A lot of bio, isn’t it? So, now coming back and seeing how neural networks and matrices work together. Let’s take a simple example of NLP in which an AI model has to tell whether the mail is spam or not. Now, we try to get some structured data, and for the sake of training the model, we set the check function. And we are doing simple matrix multiplication to train our model to predict better results, just following the same structure as our neurons do.

Now think of a neuron and try to compare the above data tables with it. Yeah, you got the intuition. Now try matching the neuron to the image below.

Here the word U is an activation function, a check, which only outputs 0 and 1, or in other words, whether the mail is spam or not.

Now, let’s enhance our artificial neuron further using Principal Component Analysis (PCA). Before diving into PCA, we need to understand eigendecomposition.
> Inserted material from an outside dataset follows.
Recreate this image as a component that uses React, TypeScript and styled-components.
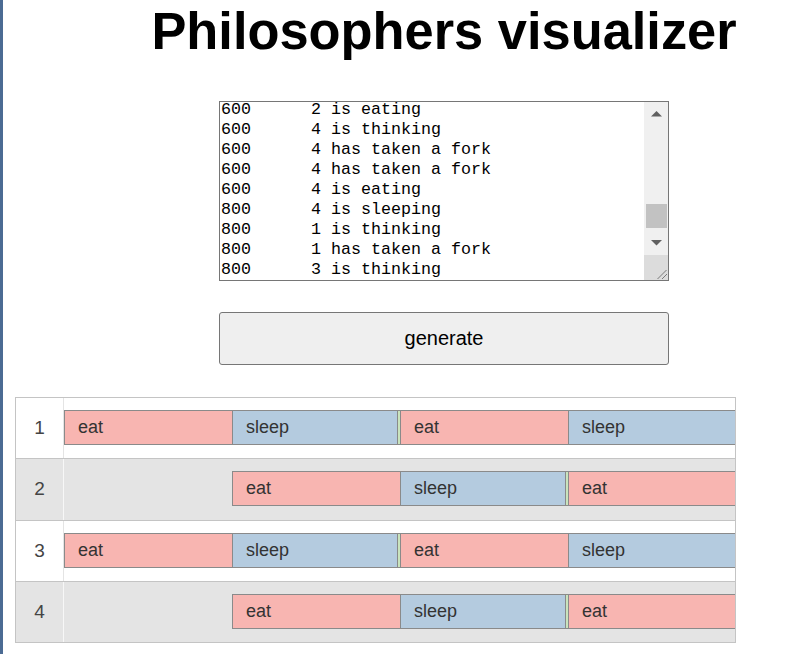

Just as integers can be broken down into prime factors, matrices can be decomposed into eigenvalues and eigenvectors:

Eigenvalues represent the "force" that matrices are bound to.
Eigenvectors indicate the directions where this force is applied.

This decomposition breaks matrices into meaningful components, making them easier to analyze, compress, and use for dimensionality reduction. This concept is used in Singular Value Decomposition (SVD).

PCA, a simple machine learning algorithm, applies lossy compression to data. It stores data in a way that requires less memory but may lose some precision. PCA is computationally efficient and helps improve AI performance. By leveraging eigendecomposition, PCA reduces data dimensions by finding directions of maximum variance, focusing on the most important features (inputs). This process relies on the covariance matrix derived from the data.